The Human Rights Commission of Sri Lanka (HRCSL) has raised concerns over the discrimination of Muslims by local authorities in facilitating commercial activities.
The HRCSL, writing to all Commissioners of local Government Authorities, said it has come to the attention of the Commission that in certain areas, members of the Muslim community who are lawfully engaged in commercial activities have been banned from using public premises for such purposes after the violent attacks of 21 April.
“We are informed that access to such premises (such as kiosks in weekly village fairs) has been denied even though the occupants had duly registered with local authorities and had paid due fees,” the Commission Chairperson Dr. Deepika Udagama wrote.
Such discriminatory action amounts to a violation of Article 12 of the Constitution which guarantees non-discrimination on the basis of religion and also equal protection of the law. It is the function of the Commission under its parent statute, Act. No. 2l of 1996, to investigate and inquire into such allegations.

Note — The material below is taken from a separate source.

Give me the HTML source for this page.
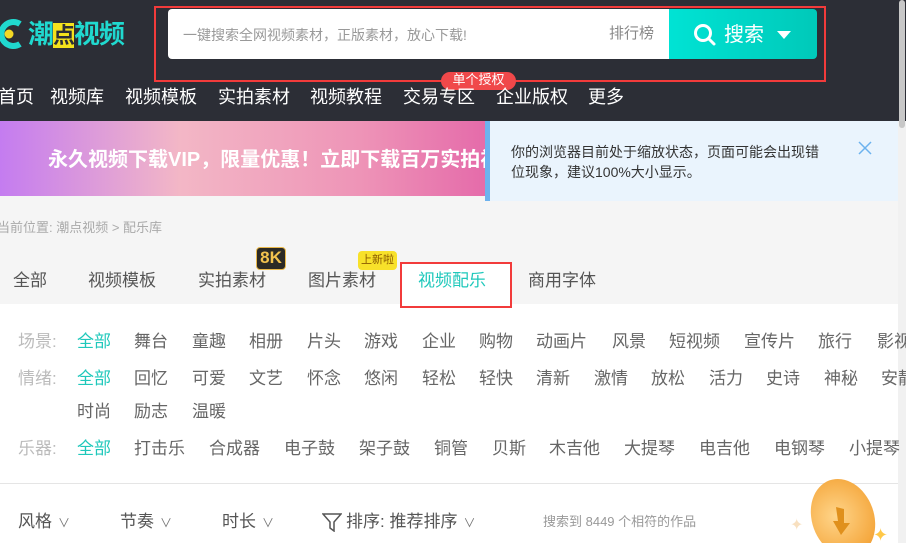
<!DOCTYPE html>
<html style="overflow:hidden;width:906px;height:543px"><head><meta charset="utf-8">
<style>
*{margin:0;padding:0;box-sizing:border-box}
body{width:906px;height:543px;overflow:hidden;background:#f5f5f5;font-family:"Liberation Sans","Noto Sans CJK SC",sans-serif;position:relative}
.a{position:absolute;white-space:nowrap}
#hd{position:absolute;left:0;top:0;width:906px;height:121px;background:#2c2e36}
.nav{top:85px;font-size:18px;color:#fff;line-height:24px}
.f{font-size:17px;color:#666;line-height:22px}
.t{color:#1fc8bb}
.tab{top:270px;font-size:17px;color:#555;line-height:22px}
.ch{font-size:12px;color:#777;margin-left:6px}
</style></head><body>
<div id="hd"></div>
<svg class="a" style="left:0;top:18px" width="24" height="32" viewBox="0 0 24 32"><path d="M20 6 A12 12 0 1 0 20 26" stroke="#20d9cf" stroke-width="6" fill="none"/><circle cx="9" cy="16" r="4.5" fill="#f4d825"/></svg>
<div class="a" style="left:28px;top:17px;font-size:26px;font-weight:bold;color:#20d9cf;line-height:34px;letter-spacing:-1px">潮<span style="background:#f4e21c;color:#2c2e36;font-size:22px">点</span>视频</div>
<div class="a" style="left:154px;top:6px;width:672px;height:76px;border:2px solid #f23b3b"></div>
<div class="a" style="left:168px;top:9px;width:501px;height:50px;background:#fff;border-radius:4px 0 0 4px"></div>
<div class="a" style="left:183px;top:25px;font-size:14px;color:#999;line-height:20px">一键搜索全网视频素材，正版素材，放心下载!</div>
<div class="a" style="left:609px;top:24px;font-size:15px;color:#888;line-height:20px">排行榜</div>
<div class="a" style="left:669px;top:9px;width:148px;height:50px;background:linear-gradient(90deg,#00e3d4,#00c9b9);border-radius:0 4px 4px 0"></div>
<svg class="a" style="left:693px;top:23px" width="24" height="24" viewBox="0 0 24 24"><circle cx="10" cy="10" r="7.5" stroke="#fff" stroke-width="3" fill="none"/><path d="M15.5 15.5 L21 21" stroke="#fff" stroke-width="3" stroke-linecap="round"/></svg>
<div class="a" style="left:724px;top:22px;font-size:20px;color:#fff;line-height:26px">搜索</div>
<div class="a" style="left:777px;top:31px;width:0;height:0;border-left:7px solid transparent;border-right:7px solid transparent;border-top:8px solid #fff"></div>
<div class="a" style="left:441px;top:72px;width:75px;height:18px;background:#f0484a;border-radius:9px;color:#fff;font-size:13px;line-height:16px;text-align:center;overflow:hidden">单个授权</div>
<div class="a nav" style="left:-2px">首页</div>
<div class="a nav" style="left:50px">视频库</div>
<div class="a nav" style="left:125px">视频模板</div>
<div class="a nav" style="left:218px">实拍素材</div>
<div class="a nav" style="left:310px">视频教程</div>
<div class="a nav" style="left:403px">交易专区</div>
<div class="a nav" style="left:496px">企业版权</div>
<div class="a nav" style="left:588px">更多</div>
<div class="a" style="left:0;top:121px;width:900px;height:75px;background:linear-gradient(90deg,#c47cf0 0%,#f3b7c6 20%,#ee94b7 40%,#e468a9 55%,#e468a9 100%)"></div>
<div class="a" style="left:48px;top:147px;font-size:20px;font-weight:bold;color:#fff;line-height:26px">永久视频下载VIP，限量优惠！立即下载百万实拍视</div>
<div class="a" style="left:485px;top:121px;width:413px;height:80px;background:#eaf4fd;border-left:5px solid #6cb2ee"></div>
<div class="a" style="left:511px;top:142px;font-size:14px;color:#333;line-height:20px;white-space:normal;width:312px">你的浏览器目前处于缩放状态，页面可能会出现错位现象，建议100%大小显示。</div>
<svg class="a" style="left:858px;top:141px" width="14" height="14" viewBox="0 0 14 14"><path d="M1 1L13 13M13 1L1 13" stroke="#6cb2ee" stroke-width="1.5"/></svg>
<div class="a" style="left:898px;top:121px;width:8px;height:422px;background:#f1f1f1"></div>
<div class="a" style="left:899px;top:0;width:6px;height:128px;background:#c8c8c8;border-radius:3px"></div>
<div class="a" style="left:-3px;top:219px;font-size:13px;color:#aaa;line-height:18px">当前位置: 潮点视频 &gt; 配乐库</div>
<div class="a" style="left:0;top:304px;width:898px;height:239px;background:#fff"></div>
<div class="a" style="left:400px;top:262px;width:112px;height:46px;background:#fff;border:2px solid #f23b3b"></div>
<div class="a tab" style="left:13px">全部</div>
<div class="a tab" style="left:88px">视频模板</div>
<div class="a tab" style="left:198px">实拍素材</div>
<div class="a tab" style="left:308px">图片素材</div>
<div class="a tab" style="left:418px;color:#1fc8bb">视频配乐</div>
<div class="a tab" style="left:528px">商用字体</div>
<div class="a" style="left:256px;top:247px;width:30px;height:23px;background:#2c2a25;border:1.5px solid #e9b84a;border-radius:4px;color:#f2c24e;font-weight:bold;font-size:17px;line-height:20px;text-align:center">8K</div>
<div class="a" style="left:358px;top:251px;width:39px;height:19px;background:#f8e12a;border-radius:4px;color:#8a5a00;font-size:11px;line-height:19px;text-align:center">上新啦</div>
<div class="a f" style="left:18px;top:331px;color:#bbb">场景:</div>
<div class="a f t" style="left:77px;top:331px">全部</div>
<div class="a f" style="left:134px;top:331px">舞台</div><div class="a f" style="left:192px;top:331px">童趣</div><div class="a f" style="left:249px;top:331px">相册</div><div class="a f" style="left:307px;top:331px">片头</div><div class="a f" style="left:364px;top:331px">游戏</div><div class="a f" style="left:422px;top:331px">企业</div><div class="a f" style="left:479px;top:331px">购物</div><div class="a f" style="left:536px;top:331px">动画片</div><div class="a f" style="left:612px;top:331px">风景</div><div class="a f" style="left:669px;top:331px">短视频</div><div class="a f" style="left:744px;top:331px">宣传片</div><div class="a f" style="left:818px;top:331px">旅行</div><div class="a f" style="left:877px;top:331px">影视</div>
<div class="a f" style="left:18px;top:368px;color:#bbb">情绪:</div>
<div class="a f t" style="left:77px;top:368px">全部</div>
<div class="a f" style="left:134px;top:368px">回忆</div><div class="a f" style="left:192px;top:368px">可爱</div><div class="a f" style="left:249px;top:368px">文艺</div><div class="a f" style="left:307px;top:368px">怀念</div><div class="a f" style="left:364px;top:368px">悠闲</div><div class="a f" style="left:422px;top:368px">轻松</div><div class="a f" style="left:479px;top:368px">轻快</div><div class="a f" style="left:536px;top:368px">清新</div><div class="a f" style="left:594px;top:368px">激情</div><div class="a f" style="left:651px;top:368px">放松</div><div class="a f" style="left:709px;top:368px">活力</div><div class="a f" style="left:766px;top:368px">史诗</div><div class="a f" style="left:824px;top:368px">神秘</div><div class="a f" style="left:881px;top:368px">安静</div>
<div class="a f" style="left:77px;top:401px">时尚</div><div class="a f" style="left:134px;top:401px">励志</div><div class="a f" style="left:192px;top:401px">温暖</div>
<div class="a f" style="left:18px;top:438px;color:#bbb">乐器:</div>
<div class="a f t" style="left:77px;top:438px">全部</div>
<div class="a f" style="left:134px;top:438px">打击乐</div><div class="a f" style="left:209px;top:438px">合成器</div><div class="a f" style="left:284px;top:438px">电子鼓</div><div class="a f" style="left:359px;top:438px">架子鼓</div><div class="a f" style="left:434px;top:438px">铜管</div><div class="a f" style="left:492px;top:438px">贝斯</div><div class="a f" style="left:549px;top:438px">木吉他</div><div class="a f" style="left:624px;top:438px">大提琴</div><div class="a f" style="left:699px;top:438px">电吉他</div><div class="a f" style="left:774px;top:438px">电钢琴</div><div class="a f" style="left:849px;top:438px">小提琴</div>
<div class="a" style="left:0;top:483px;width:898px;height:1px;background:#e5e5e5"></div>
<div class="a f" style="left:18px;top:511px;color:#555">风格<span class="ch">∨</span></div>
<div class="a f" style="left:120px;top:511px;color:#555">节奏<span class="ch">∨</span></div>
<div class="a f" style="left:222px;top:511px;color:#555">时长<span class="ch">∨</span></div>
<svg class="a" style="left:322px;top:513px" width="20" height="19" viewBox="0 0 20 19"><path d="M1 1H19L12 9V18L8 15V9Z" stroke="#555" stroke-width="1.5" fill="none"/></svg>
<div class="a f" style="left:346px;top:511px;color:#555">排序: 推荐排序<span class="ch">∨</span></div>
<div class="a" style="left:543px;top:513px;font-size:13px;color:#999;line-height:18px">搜索到 8449 个相符的作品</div>
<div class="a" style="left:812px;top:478px;width:62px;height:80px;border-radius:50%;background:radial-gradient(circle at 40% 45%,#ffd58a,#f5a940 70%,#e58a2a);transform:rotate(-20deg)"></div>
<svg class="a" style="left:830px;top:505px" width="24" height="34" viewBox="0 0 24 34"><path d="M6 2L14 4L14 18L20 18L11 30L3 16L8 16Z" fill="#e0901c"/></svg>
<div class="a" style="left:790px;top:515px;font-size:16px;color:#f8e0c0">✦</div>
<div class="a" style="left:873px;top:525px;font-size:18px;color:#ffc848">✦</div>
</body></html>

“Therefore, please be good enough to submit a report to the Commission by 10 June (a) on information on any such complaints received and action taken by local authorities coming under your purview and (b) whether you can be satisfied that citizens of all communities residing in your Province enjoy the right to engage in commercial activities without discrimination by local authorities,” the HRCSL has informed the local government authorities.